Thousands of UK tax exiles may face large tax demands after an entrepreneur lost a bid to overturn a decision by the taxman to hit him with a £30m bill.
Millionaire Robert Gaines-Cooper lost an appeal against a ruling by HM Revenue & Customs (HMRC) that he was liable to pay UK tax despite his claim that he had lived in the Seychelles for more than three decades and not coming back for more than 90 days a year.
Appeal Court judges said he had never been exempt from UK taxes as a non-resident citizen. Although he had heeded rules to spend fewer than 91 days here, he had still not cut his ties with the UK because Britain remained “the centre of gravity of his life and interests”, they said.
Experts said Gaines-Cooper, who has been involved in a founding or running a number of health-related companies, may now have to pay a tax bill of £30m, for the years from 1993 to 2004.
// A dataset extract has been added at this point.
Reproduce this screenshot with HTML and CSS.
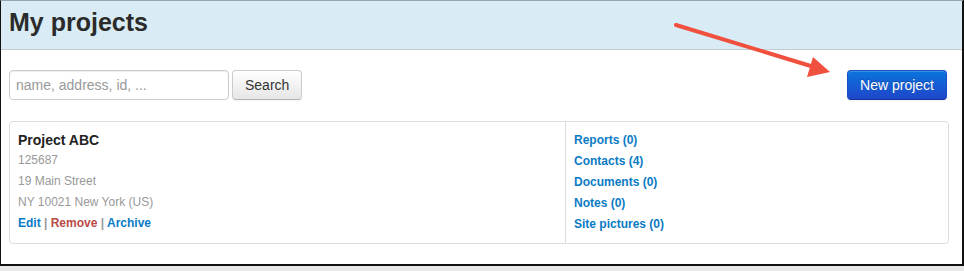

However, Appeal Court judges said any would-be tax exile, such as Gaines-Cooper, would always also first have had to show they had really left the country.
Any ongoing links would mean the person had not actually cut their connections with the UK and would thus have to pay UK taxes, they said.
Gaines-Cooper is understood to be planning to appeal to the Supreme Court over the case.
HMRC said it would study the 31-page judgement, but highlighted the Court of Appeal’s acknowledgement that HMRC was able to take action to ensure it catches those who may have previously not paid tax that was due.
Tax experts welcomed the ruling for clarifying the tax treatment of employees who work or were seconded abroad.